If I’d had any clue about how much I’d love this little girl from the moment she was born, I probably would have spent a lot less time worrying/obsessing about everything that could go wrong, how horrible it would be, and caring about things like whether or not my pedicure would be looking good while I was in labor. I guess it’s all about what you can control during times like that.

Overall, I feel really good. My heartburn went away instantly, which is a huge relief. I do feel fairly sore, but I guess that comes with the territory when you have a human being emerge from your body. I’ve been a little weepy from time to time, in the “I’m so happy” sort of way. Yesterday the tears started when she was sleeping on my chest and I smelled her fuzzy little head. She is amazingly cute even when she’s red-faced and screaming, although it breaks my heart to hear her cry and not be able to make it stop immediately.

We’re getting the hang of the parenting thing and starting to figure out her schedule, what she likes (eating, sleeping) and doesn’t like (hats, diaper changes). We called the hospital our first night home because she’d already been fed, burped, changed, was in clean clothes, and was screaming herself hoarse – it turned out she just wanted to eat more. Rookie mistake!
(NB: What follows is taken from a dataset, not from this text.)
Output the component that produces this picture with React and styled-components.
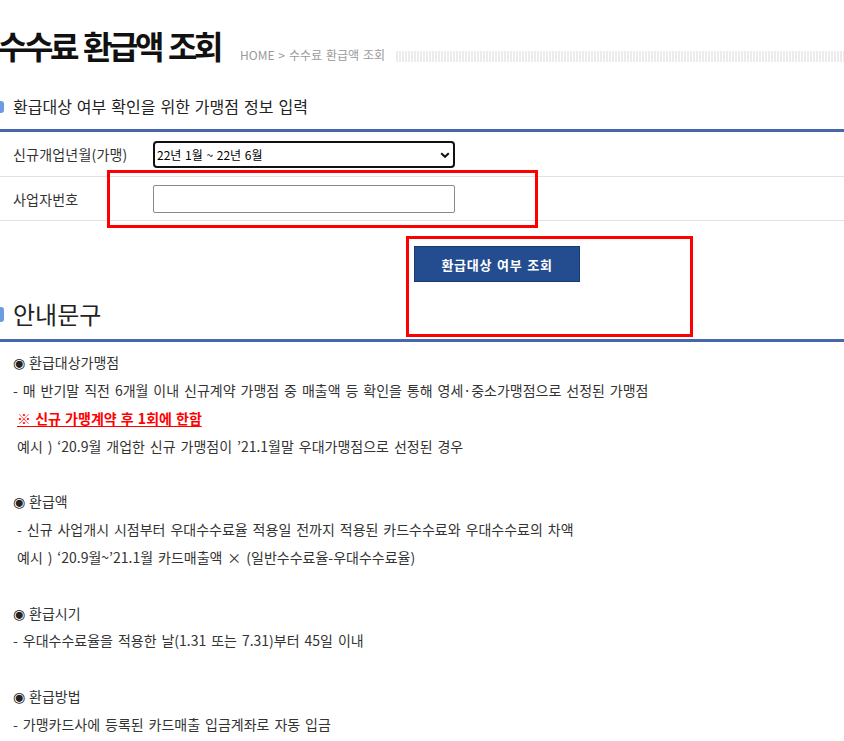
import React from "react";
import styled, { createGlobalStyle } from "styled-components";

const Global = createGlobalStyle`
  html, body { margin: 0; padding: 0; background: #fff; }
  body {
    font-family: "Noto Sans CJK KR", "Noto Sans", sans-serif;
    color: #333;
    overflow: hidden;
  }
`;

const Page = styled.div`
  position: relative;
  width: 844px;
  height: 741px;
  overflow: hidden;
`;

const Header = styled.div`
  display: flex;
  align-items: flex-start;
  height: 64px;
  padding-top: 24px;
`;

const Title = styled.h1`
  margin: 0 0 0 -2px;
  width: 221px;
  flex: none;
  font-size: 32px;
  line-height: 42px;
  font-weight: 700;
  color: #111;
  letter-spacing: -3.4px;
  word-spacing: 3px;
  white-space: nowrap;
`;

const Crumb = styled.div`
  margin: 23px 0 0 21px;
  font-size: 12px;
  line-height: 16px;
  color: #9a9a9a;
  word-spacing: 1.2px;
  white-space: nowrap;
`;

const Stripes = styled.div`
  flex: 1;
  height: 11px;
  margin: 27px 0 0 11px;
  background: repeating-linear-gradient(90deg, #ececec 0 2px, #fff 2px 3px);
`;

const SectionHead = styled.div`
  display: flex;
  align-items: center;
  height: ${(p) => p.$h}px;
  padding-top: ${(p) => p.$pt || 0}px;
  padding-bottom: ${(p) => p.$pb || 0}px;
  border-bottom: 3px solid #4667ab;
  box-sizing: content-box;
`;

const Bullet = styled.span`
  display: block;
  width: 4px;
  height: ${(p) => p.$h}px;
  border-radius: 0 3px 3px 0;
  background: #6b9be0;
  margin-right: 9px;
`;

const HeadText = styled.h2`
  margin: 0;
  font-size: ${(p) => p.$size}px;
  font-weight: 400;
  color: #222;
  word-spacing: ${(p) => p.$ws}px;
  line-height: 1.3;
  white-space: nowrap;
`;

const FormRow = styled.div`
  display: flex;
  align-items: center;
  height: ${(p) => p.$h}px;
  border-bottom: 1px solid #e2e2e2;
`;

const Label = styled.div`
  width: 153px;
  flex: none;
  padding-left: 13px;
  box-sizing: border-box;
  font-size: 14px;
  color: #333;
  letter-spacing: 0.2px;
  white-space: nowrap;
`;

const SelectWrap = styled.div`
  position: relative;
  width: 302px;
  height: 27px;
`;

const Select = styled.select`
  appearance: none;
  width: 100%;
  height: 100%;
  box-sizing: border-box;
  border: 2px solid #111;
  border-radius: 4px;
  background: #fff;
  padding: 0 0 0 2px;
  font-family: "Noto Sans CJK KR", sans-serif;
  font-size: 12px;
  word-spacing: 1px;
  color: #000;
  outline: none;
`;

const Chevron = styled.svg`
  position: absolute;
  right: 5px;
  top: 11px;
  pointer-events: none;
`;

const Input = styled.input`
  width: 302px;
  height: 28px;
  box-sizing: border-box;
  border: 1px solid #8a8a8a;
  border-radius: 2px;
  padding: 0 4px;
  outline: none;
`;

const ButtonRow = styled.div`
  display: flex;
  padding: 25px 0 0 414px;
`;

const Button = styled.button`
  width: 166px;
  height: 36px;
  background: #244d8f;
  border: 1px solid #1a3a72;
  color: #fff;
  font-family: "Noto Sans CJK KR", sans-serif;
  font-size: 13px;
  font-weight: 700;
  letter-spacing: 0.7px;
  word-spacing: 1.3px;
  cursor: pointer;
`;

const Guide = styled.div`
  padding-top: 7px;
`;

const Line = styled.p`
  margin: 0;
  height: 27.85px;
  line-height: 27.85px;
  padding-left: ${(p) => (p.$indent ? 17 : 13)}px;
  font-size: 14px;
  color: ${(p) => (p.$warn ? "#ff0000" : "#333")};
  font-weight: ${(p) => (p.$warn ? 700 : 400)};
  word-spacing: ${(p) => (p.$warn ? 1 : 1.8)}px;
  white-space: nowrap;
`;

const Warn = styled.span`
  text-decoration: underline;
  text-underline-offset: 2px;
`;

const Mark = styled.span`
  display: inline-block;
  font-family: "DejaVu Sans", sans-serif;
  font-size: 14px;
  width: 16px;
  color: #222;
`;

const RedBox = styled.div`
  position: absolute;
  left: ${(p) => p.$x}px;
  top: ${(p) => p.$y}px;
  width: ${(p) => p.$w}px;
  height: ${(p) => p.$hh}px;
  border: 3px solid #ff0000;
  box-sizing: border-box;
  pointer-events: none;
`;

const Item = ({ children }) => (
  <Line>
    <Mark>◉</Mark>
    {children}
  </Line>
);

export default function App() {
  return (
    <>
      <Global />
      <Page>
        <Header>
          <Title>수수료 환급액 조회</Title>
          <Crumb>HOME &gt; 수수료 환급액 조회</Crumb>
          <Stripes />
        </Header>

        <SectionHead $h={37} $pt={0} $pb={4}>
          <Bullet $h={12} />
          <HeadText $size={16} $ws={1.4}>
            환급대상 여부 확인을 위한 가맹점 정보 입력
          </HeadText>
        </SectionHead>

        <FormRow $h={44}>
          <Label>신규개업년월(가맹)</Label>
          <SelectWrap>
            <Select defaultValue="1">
              <option value="1">22년 1월 ~ 22년 6월</option>
            </Select>
            <Chevron width="10" height="6" viewBox="0 0 10 6">
              <path d="M1.2 1.2 L5 4.8 L8.8 1.2" fill="none" stroke="#111" strokeWidth="2" />
            </Chevron>
          </SelectWrap>
        </FormRow>
        <FormRow $h={43}>
          <Label>사업자번호</Label>
          <Input type="text" />
        </FormRow>

        <ButtonRow>
          <Button>환급대상 여부 조회</Button>
        </ButtonRow>

        <SectionHead $h={50} $pt={7} $pb={0}>
          <Bullet $h={15} />
          <HeadText $size={24} $ws={2}>
            안내문구
          </HeadText>
        </SectionHead>

        <Guide>
          <Item>환급대상가맹점</Item>
          <Line>- 매 반기말 직전 6개월 이내 신규계약 가맹점 중 매출액 등 확인을 통해 영세·중소가맹점으로 선정된 가맹점</Line>
          <Line $indent $warn>
            <Warn>※ 신규 가맹계약 후 1회에 한함</Warn>
          </Line>
          <Line $indent>예시 ) ‘20.9월 개업한 신규 가맹점이 ’21.1월말 우대가맹점으로 선정된 경우</Line>
          <Line />
          <Item>환급액</Item>
          <Line $indent>- 신규 사업개시 시점부터 우대수수료율 적용일 전까지 적용된 카드수수료와 우대수수료의 차액</Line>
          <Line $indent>예시 ) ‘20.9월~’21.1월 카드매출액 × (일반수수료율-우대수수료율)</Line>
          <Line />
          <Item>환급시기</Item>
          <Line>- 우대수수료율을 적용한 날(1.31 또는 7.31)부터 45일 이내</Line>
          <Line />
          <Item>환급방법</Item>
          <Line>- 가맹카드사에 등록된 카드매출 입금계좌로 자동 입금</Line>
        </Guide>

        <RedBox $x={107} $y={170} $w={431} $hh={58} />
        <RedBox $x={406} $y={236} $w={287} $hh={101} />
      </Page>
    </>
  );
}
Dan is absolutely amazing with her. He’d never even changed a diaper before she came along, and now he’s volunteering to do even the poopy ones. He washes her bottles, brings me water and plates of food, insists I nap while he takes care of her (something I’m really bad at – right now I want to hold her constantly). I was worried about how he’d do with the sleep deprivation thing, but so far he’s been a trooper. I think he was surprised by the instant love he felt for her as well. He’s absolutely smitten. I catch him staring at her little fingers and toes and smiling, and he looks so happy when he holds her. Right now he’s napping on the couch with baby napping on his chest, and it’s just the most heart-melting thing I’ve ever seen.
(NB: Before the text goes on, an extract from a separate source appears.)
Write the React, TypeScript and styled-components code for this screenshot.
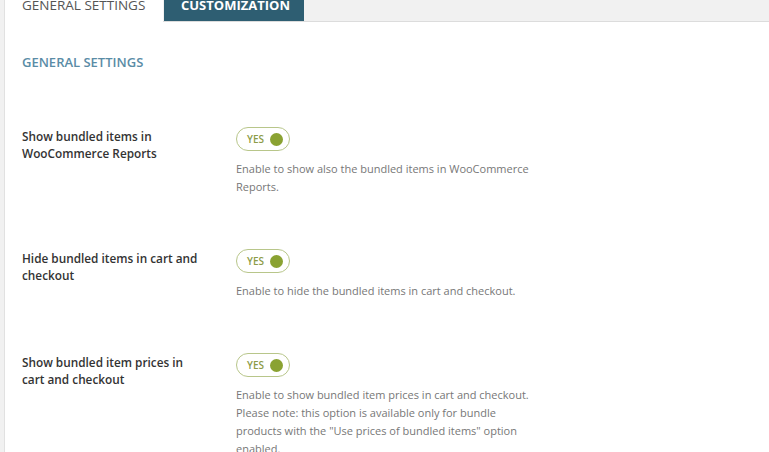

Breastfeeding isn’t going well at all, unfortunately. She wouldn’t latch on in the hospital, so one of the nurses got me a nipple shield. That didn’t do much because I don’t seem to be producing any colostrum (or at least any that will come out), so I met with two lactation consultants at the hospital during our stay. We’re feeding her formula through a Medela/Haberman special needs bottle, and I have to “trick” her into practice breastfeeding using the nipple shield along with a syringe of formula and a little tube that goes down into the shield. Oh, and I’m supposed to pump three times a day to try to get my milk to come in. Why did no one ever tell me that pumping feels a lot like having your nipples pinched over and over and over again? Ooof. Hopefully it’ll all work itself out, because I was really hoping to BF. But if not, at least she’s growing and perfectly happy with her current method of eating.
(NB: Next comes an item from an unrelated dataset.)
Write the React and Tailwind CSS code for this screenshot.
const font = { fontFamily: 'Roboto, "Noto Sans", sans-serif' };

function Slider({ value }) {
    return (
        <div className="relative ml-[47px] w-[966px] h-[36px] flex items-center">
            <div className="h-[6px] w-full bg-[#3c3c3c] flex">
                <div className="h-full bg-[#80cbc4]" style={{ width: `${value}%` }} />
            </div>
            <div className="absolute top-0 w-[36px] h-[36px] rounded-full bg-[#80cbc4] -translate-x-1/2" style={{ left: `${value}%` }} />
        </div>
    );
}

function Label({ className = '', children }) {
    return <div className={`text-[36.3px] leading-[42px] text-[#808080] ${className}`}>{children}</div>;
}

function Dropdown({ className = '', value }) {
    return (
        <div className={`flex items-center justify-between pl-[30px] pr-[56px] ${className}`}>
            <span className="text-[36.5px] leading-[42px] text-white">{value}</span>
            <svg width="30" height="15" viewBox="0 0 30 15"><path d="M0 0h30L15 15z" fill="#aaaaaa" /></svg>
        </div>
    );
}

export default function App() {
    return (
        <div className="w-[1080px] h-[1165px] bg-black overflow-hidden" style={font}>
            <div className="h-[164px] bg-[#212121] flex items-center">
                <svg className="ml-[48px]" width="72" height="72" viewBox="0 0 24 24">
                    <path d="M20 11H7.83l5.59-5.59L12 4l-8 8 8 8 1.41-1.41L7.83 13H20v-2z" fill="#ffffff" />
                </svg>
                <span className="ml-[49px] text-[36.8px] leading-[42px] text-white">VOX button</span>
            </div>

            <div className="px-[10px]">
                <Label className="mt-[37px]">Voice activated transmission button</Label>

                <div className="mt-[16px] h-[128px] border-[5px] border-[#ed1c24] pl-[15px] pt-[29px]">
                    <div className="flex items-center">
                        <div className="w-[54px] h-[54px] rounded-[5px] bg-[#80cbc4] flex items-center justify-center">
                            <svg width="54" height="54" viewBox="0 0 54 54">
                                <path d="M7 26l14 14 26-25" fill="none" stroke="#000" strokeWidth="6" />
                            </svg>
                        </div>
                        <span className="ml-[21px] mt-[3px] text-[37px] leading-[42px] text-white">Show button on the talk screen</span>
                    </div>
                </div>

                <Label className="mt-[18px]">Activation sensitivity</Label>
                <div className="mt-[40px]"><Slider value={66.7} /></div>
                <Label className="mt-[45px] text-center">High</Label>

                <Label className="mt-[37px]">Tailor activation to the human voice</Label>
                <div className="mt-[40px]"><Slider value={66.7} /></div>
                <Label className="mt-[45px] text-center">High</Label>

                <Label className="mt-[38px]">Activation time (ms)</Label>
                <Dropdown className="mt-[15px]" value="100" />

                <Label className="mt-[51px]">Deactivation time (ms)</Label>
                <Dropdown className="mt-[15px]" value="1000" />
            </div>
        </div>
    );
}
After this insanely long post, I can summarize by saying that there just aren't words to describe how much we love this little girl. Welcome to the world, Olivia Kate.

6 comments:

Anonymous said...

omg. Beautiful. Congrats, Mommy! And welcome to the world, Olivia!

Heidi said...

She is simply beautiful!! Congrats Katie!!! (and Dan)

Meribeth said...

congratulations, katie!!

i had to use the SNS w/liam...if you have questions you can always email me.

i'm so happy for you!

Kathleen said...

I linked over from the NOB...

What a great story! I loved reading it. Congratulations to you and your husband, and welcome, Olivia!

Danielle said...

What a beautiful story! I am so glad things went well for you. Your daughter is precious and beautiful and just perfect!

A said...

Over from the Nob too. She's beautiful - congrats to you and your family!!